Cooper Instability in the Occupation Dependent Hopping Hamiltonians

TL;DR

This paper investigates how orbital contraction affects Cooper instability in occupation-dependent hopping Hamiltonians, revealing unique fluctuation behaviors and the emergence of a parity gap, with numerical and analytical insights into superconductivity conditions.

Contribution

It introduces a generic Hamiltonian incorporating orbital contraction effects and analyzes its impact on superconductivity and Cooper instability through both analytical and numerical methods.

Findings

Orbital contraction influences the critical temperature and relaxation rate.

A parity gap appears under certain parameters indicating Cooper instability.

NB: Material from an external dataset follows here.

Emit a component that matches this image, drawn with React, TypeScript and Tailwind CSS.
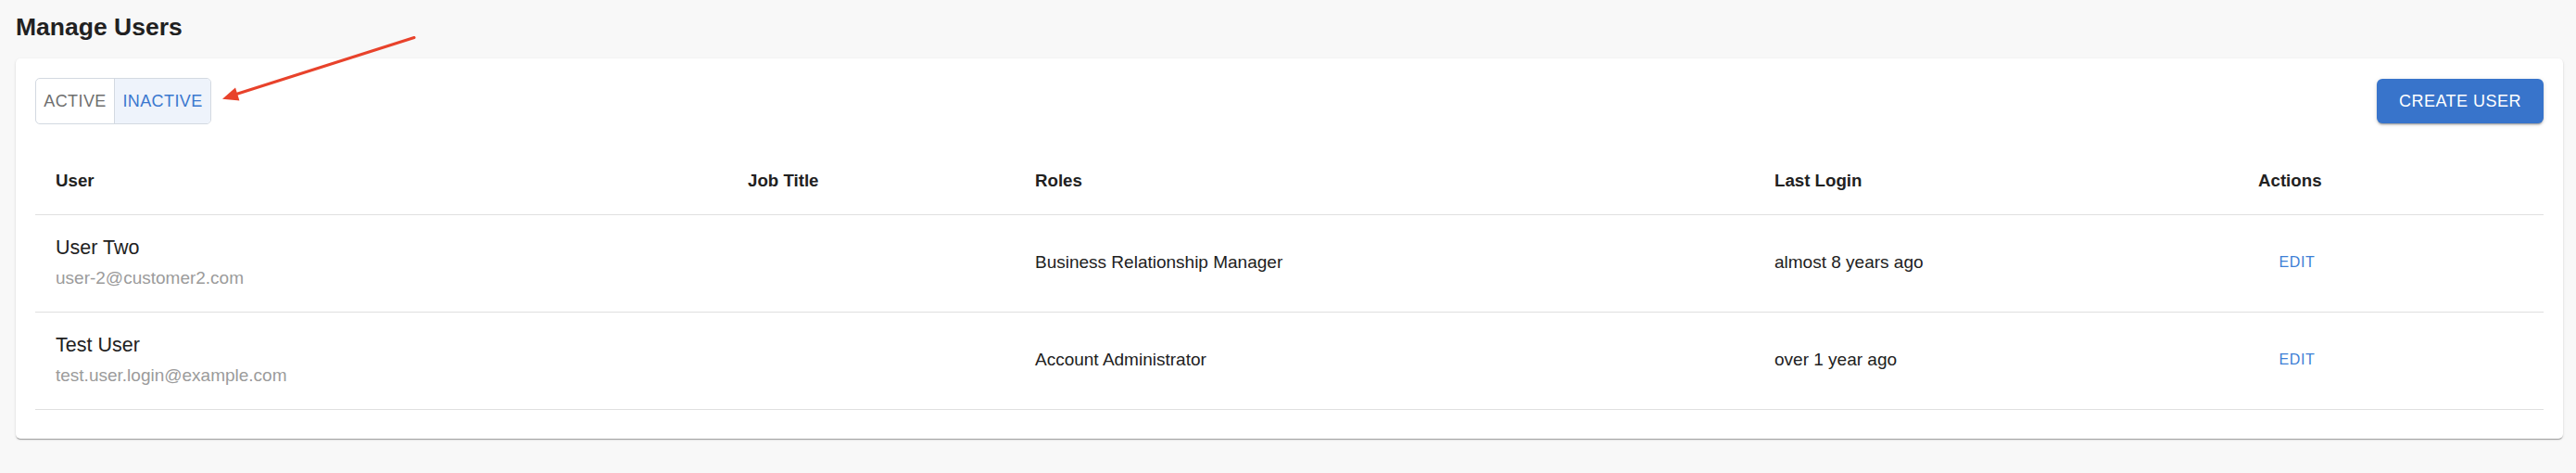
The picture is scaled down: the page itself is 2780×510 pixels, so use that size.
import { useState } from "react";

interface UserRow {
  name: string;
  email: string;
  jobTitle: string;
  role: string;
  lastLogin: string;
}

const users: UserRow[] = [
  {
    name: "User Two",
    email: "user-2@customer2.com",
    jobTitle: "",
    role: "Business Relationship Manager",
    lastLogin: "almost 8 years ago",
  },
  {
    name: "Test User",
    email: "test.user.login@example.com",
    jobTitle: "",
    role: "Account Administrator",
    lastLogin: "over 1 year ago",
  },
];

const cols = "grid grid-cols-[747px_310px_798px_522px_1fr]";

function StatusToggle() {
  const [status, setStatus] = useState<"active" | "inactive">("inactive");

  return (
    <div className="flex h-[50px] rounded-[5px] border border-[#d3d9e1] overflow-hidden">
      <button
        onClick={() => setStatus("active")}
        className={`w-[84px] text-[18px] tracking-[0.4px] uppercase ${
          status === "active" ? "bg-[#eef3fb] text-[#3a77cf]" : "text-[#6f6f6f]"
        }`}
      >
        Active
      </button>
      <button
        onClick={() => setStatus("inactive")}
        className={`w-[104px] border-l border-[#d3d9e1] text-[18px] tracking-[0.4px] uppercase ${
          status === "inactive" ? "bg-[#eef3fb] text-[#3a77cf]" : "text-[#6f6f6f]"
        }`}
      >
        Inactive
      </button>
    </div>
  );
}

export default function App() {
  return (
    <div className="relative min-h-[510px] bg-[#f8f8f8] pl-[17px] pr-[14px] pt-[13px] font-['Liberation_Sans',Arial,sans-serif] text-[#212121]">
      <h1 className="text-[26.5px] leading-[32px] font-bold">Manage Users</h1>

      {/* callout arrow pointing at the status toggle */}
      <svg
        className="absolute left-0 top-0 pointer-events-none"
        width="470"
        height="130"
        viewBox="0 0 470 130"
      >
        <line x1="447" y1="40.5" x2="255" y2="101.5" stroke="#e8422b" strokeWidth="3" strokeLinecap="round" />
        <polygon points="240,106.7 254,94.6 258.4,108.4" fill="#e8422b" />
      </svg>

      <div className="mt-[18px] rounded-[5px] bg-white px-[21px] pt-[21px] pb-[31px] shadow-[0_2px_1px_-1px_rgba(0,0,0,0.2),0_1px_1px_0_rgba(0,0,0,0.14),0_1px_3px_0_rgba(0,0,0,0.12)]">
        <div className="flex items-center justify-between">
          <StatusToggle />
          <button className="h-[48px] w-[180px] rounded-[6px] bg-[#3874cb] text-[18px] tracking-[0.5px] text-white uppercase shadow-[0_3px_1px_-2px_rgba(0,0,0,0.2),0_2px_2px_0_rgba(0,0,0,0.14),0_1px_5px_0_rgba(0,0,0,0.12)]">
            Create User
          </button>
        </div>

        <div className="mt-[25px]">
          <div className={`${cols} h-[73px] items-center border-b border-[#e0e0e0] pb-[2px] text-[18.7px] font-bold leading-[31px]`}>
            <div className="px-[22px]">User</div>
            <div className="px-[22px]">Job Title</div>
            <div className="px-[22px]">Roles</div>
            <div className="px-[22px]">Last Login</div>
            <div className="px-[22px]">Actions</div>
          </div>

          {users.map((u) => (
            <div
              key={u.email}
              className={`${cols} h-[105px] items-center border-b border-[#e0e0e0] pb-[2px] text-[19px] leading-[26px]`}
            >
              <div className="px-[22px]">
                <div className="-mt-[1px] text-[21.5px] leading-[28px]">{u.name}</div>
                <div className="mt-[6px] text-[#9b9b9b]">{u.email}</div>
              </div>
              <div className="px-[22px]">{u.jobTitle}</div>
              <div className="px-[22px]">{u.role}</div>
              <div className="px-[22px]">{u.lastLogin}</div>
              <div className="px-[22px]">
                <button className="w-[84px] py-[5px] text-center text-[16px] tracking-[0.6px] text-[#3d7fd6] uppercase">
                  Edit
                </button>
              </div>
            </div>
          ))}
        </div>
      </div>
    </div>
  );
}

Numerical Hubbard model calculations do not show superconductivity in small clusters.

Abstract

A generic Hamiltonian, which incorporates the effect of the orbital contraction on the hopping amplitude between the nearest sites, is studied both analytically at the weak coupling limit and numerically at the intermediate and strong coupling regimes for finite atomic cluster. The effect of the orbital contraction due to hole localization at atomic sites is specified with two coupling parameters V and W (multiplicative and additive contraction terms). The singularity of the vertex part of the two-particle Green's function determines the critical temperature Tc and the relaxation rate Gamma(T) of the order parameter at temperature above Tc. Unlike in conventional BCS superconductors, Gamma has a non-zero imaginary part which may influence the fluctuation conductivity of superconductor above Tc. We compute the ground state energy as a function of the particle number and magnetic flux through the cluster, and show the existence of the parity gap Delta appearing at the range of system parameters consistent with the appearance of Cooper instability. Numeric calculation of the Hubbard model (with U>0) at arbitrary occupation does not show any sign of superconductivity in small cluster.